Thankfulness
Nov. 23rd, 2006 09:09 pm![[personal profile]](https://www.dreamwidth.org/img/silk/identity/user.png)
There's a lot of talk these days about thankfulness for obvious reasons. It's a great shame that the whole purpose for our holiday centers around being thankful for something we turned around and jammed into someone like a knife.
The first Thanksgiving was the result, (abridged version), of the Native Americans saving a group of Pilgrim colonists who were on the brink of starvation due to a famine. They were taught to farm and hunt the land and whilst stocking up as a result of their newfound skills they decided to give thanks to their God for their bounty.
Then, (long story short), we took their land and wiped them out.
But, I think if anything that's a lesson learned. There is a reason for the holiday beyond thanking our chosen deityfor the bounties of the past year. I think it's a time to reflect on that which has befallen us and be thankful for that which has both benefited and been estowed upon us.
I'm thankful for such a wonderful, supportive, truely beautiful and loving wife to whom I need to offer more reciprocity.
I'm thankful for having such a sweet, healthy, intelligent, good son who continues to surprise and amaze me hourly.

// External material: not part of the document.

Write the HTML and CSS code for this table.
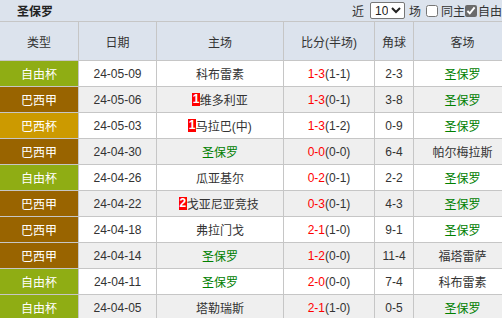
FILE: index.html
```html
<!DOCTYPE html>
<html lang="zh">
<head>
<meta charset="utf-8">
<title>圣保罗</title>
<link rel="stylesheet" href="styles.css">
</head>
<body>
<div class="wrap">
  <div class="titlebar">
    <div class="title">圣保罗</div>
    <div class="controls">
      <span>近</span>
      <select class="sel"><option>10</option></select>
      <span>场</span>
      <input type="checkbox" class="cb">
      <span>同主</span>
      <input type="checkbox" class="cb cb-on" checked>
      <span>自由杯</span>
    </div>
  </div>
  <div class="table">
    <div class="row head">
      <div>类型</div><div>日期</div><div>主场</div><div>比分(半场)</div><div>角球</div><div>客场</div>
    </div>
    <div class="row">
      <div class="lg lib">自由杯</div><div>24-05-09</div><div>科布雷素</div><div><span class="r">1-3</span>(1-1)</div><div>2-3</div><div class="g">圣保罗</div>
    </div>
    <div class="row alt">
      <div class="lg bra">巴西甲</div><div>24-05-06</div><div><span class="card">1</span>维多利亚</div><div><span class="r">1-3</span>(0-1)</div><div>3-8</div><div class="g">圣保罗</div>
    </div>
    <div class="row">
      <div class="lg cup">巴西杯</div><div>24-05-03</div><div><span class="card">1</span>马拉巴(中)</div><div><span class="r">1-3</span>(1-2)</div><div>0-9</div><div class="g">圣保罗</div>
    </div>
    <div class="row alt">
      <div class="lg bra">巴西甲</div><div>24-04-30</div><div class="g">圣保罗</div><div><span class="r">0-0</span>(0-0)</div><div>6-4</div><div>帕尔梅拉斯</div>
    </div>
    <div class="row">
      <div class="lg lib">自由杯</div><div>24-04-26</div><div>瓜亚基尔</div><div><span class="r">0-2</span>(0-1)</div><div>2-2</div><div class="g">圣保罗</div>
    </div>
    <div class="row alt">
      <div class="lg bra">巴西甲</div><div>24-04-22</div><div class="clip"><span class="card">2</span>戈亚尼亚竞技</div><div><span class="r">0-3</span>(0-1)</div><div>4-3</div><div class="g">圣保罗</div>
    </div>
    <div class="row">
      <div class="lg bra">巴西甲</div><div>24-04-18</div><div>弗拉门戈</div><div><span class="r">2-1</span>(1-0)</div><div>9-1</div><div class="g">圣保罗</div>
    </div>
    <div class="row alt">
      <div class="lg bra">巴西甲</div><div>24-04-14</div><div class="g">圣保罗</div><div><span class="r">1-2</span>(0-0)</div><div>11-4</div><div>福塔雷萨</div>
    </div>
    <div class="row">
      <div class="lg lib">自由杯</div><div>24-04-11</div><div class="g">圣保罗</div><div><span class="r">2-0</span>(0-0)</div><div>7-4</div><div>科布雷素</div>
    </div>
    <div class="row alt">
      <div class="lg lib">自由杯</div><div>24-04-05</div><div>塔勒瑞斯</div><div><span class="r">2-1</span>(1-0)</div><div>0-5</div><div class="g">圣保罗</div>
    </div>
  </div>
</div>
</body>
</html>
```

FILE: styles.css
```css
html, body {
  margin: 0;
  padding: 0;
  overflow: hidden;
}
body {
  font-family: "Liberation Sans", "Noto Sans CJK SC", sans-serif;
  font-size: 12px;
  color: #333;
  background: #fff;
}
.wrap {
  width: 520px;
}
.titlebar {
  display: flex;
  align-items: center;
  height: 21px;
  background: #dce3ed;
}
.title {
  flex: 0 0 352px;
  box-sizing: border-box;
  padding-left: 17px;
  font-weight: bold;
  color: #222;
}
.controls {
  display: flex;
  align-items: center;
  white-space: nowrap;
  color: #333;
}
.sel {
  margin: 0 4px 0 6px;
  width: 35px;
  height: 17px;
  padding: 0;
  font-family: "Liberation Sans", sans-serif;
  font-size: 12px;
  color: #222;
  border: 1px solid #777;
  border-radius: 2px;
  background: #fff;
}
.cb {
  width: 12px;
  height: 12px;
  margin: 0 3px 0 5px;
}
.cb-on {
  margin: 0 1px 0 0;
  accent-color: #6b6b6b;
}
.table {
  display: flex;
  flex-direction: column;
  gap: 1px;
  background: #c6c6c6;
  border-top: 1px solid #c6c6c6;
}
.row {
  display: grid;
  grid-template-columns: 78px 77px 126px 90px 38px 97px;
  column-gap: 1px;
  height: 25px;
}
.row > div {
  display: flex;
  align-items: center;
  justify-content: center;
  background: #fff;
  color: #333;
  white-space: nowrap;
  overflow: hidden;
}
.row.alt > div {
  background: #efefef;
}
.row.head {
  height: 38px;
}
.row.head > div {
  background: #dce3ed;
  color: #333;
}
.row > div.lg {
  color: #fff;
}
.row > div.lib { background: #8fad14; }
.row > div.bra { background: #996400; }
.row > div.cup { background: #cc9a00; }
.row > div.g { color: #008000; }
.row > div.clip { justify-content: flex-start; padding-left: 22px; }
.r { color: #f00; }
.card {
  display: inline-block;
  background: #f00;
  color: #fff;
  font-weight: bold;
  font-size: 12px;
  line-height: 13px;
  padding: 0 0.5px;
}
```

I'm thankful and eternally grateful for my mother-in-law who spends several days watching after my son and instills him with manners & politeness, happiness, and a joy for life, through her love for him.
I'm thankful for my father-in-law - one of the most tireless hard workers I know and he has the graciousness to be on his own after very long days while his wife is gone during the week.
I am thankful for my mother showing me, despite being my senior, that learning should be a lifelong joy and trying new things can be fextremely fulfilling.
I'm thankful that my brother Jon is back safely from Iraq for an indeterminate amount of time and I honor his service and support for our country and its peoples.
I am thankful for my "younger" brother Nate's role as my life counselor, emotional guide and fellow technological futurist.
I'm thankful to be employed, to have a job with amazing coworkers who challenge me and keep me incredibly busy everyday, to be able to contribute to and help support my family, while doing something I enjoy.
I'm thankful for my friends who constantly and consistently make an effort to engage my oft grumpy, curmudgeonly, hermitistic self to check-in on me, ask me what I've been doing and unconditionally make themselves available regardless of my infrequent contact and lack of return fealty.
I'm thankful for those in the world who seek all that is good, believe in karma and seek to right the balance of that which is light from that which is dark. Those who see the darkness in people and work to help them keep it in check and immediately notice those stricken with deep sadness and unconditionally aim to do all they can to restore the balance to happiness.
I'm thankful for peoples of all religions and dogmas that seek to follow the path of true goodness in their practices and see many of the negative and oft exclusionary artifacts as merely a difference in interpretations.
I know deep down I'm continually thankful for countless other reasons and people but in my state of triptophanic soporificness I can't bring them to mind at the moment.
Selfishly, I'm thankful for my health despite the state & treatment of my body and that I was finally able to quantify one of my long-time skills of intuitive orthogonal researching as it has allowed me to better know myself and be proud of what was once seen a lack of focus, concentration and specialization.
I am thankful for our rememberance of Thanksgiving and all that it reminds us.
no subject
Date: 2006-11-24 01:59 pm (UTC)"Desperate Crossing" had some other suggestions for the First Thanksgiving, rather interesting show.
It's tough to argue with smallpox. I'd argue the "we" point, I'm 47, this stuff happened nearly 400 years ago. Not to mention the only ancestors of mine in this country longer than a hundred years were Maine natives.
no subject
Date: 2006-11-24 02:44 pm (UTC)Many of the Native Americans who are left, (besides those who smartly too advantage ofthe economical windfall of Casinos), are ravaged by depression, poverty, and alcoholism.
Again, many generalizations but I've found that if I go back to my old wikipediaesque ways of citing every source and verifying every fact I'd never get out what I'm musing about....
no subject
Date: 2006-11-24 03:09 pm (UTC)I'm glad that you had a nice Thanksgiving.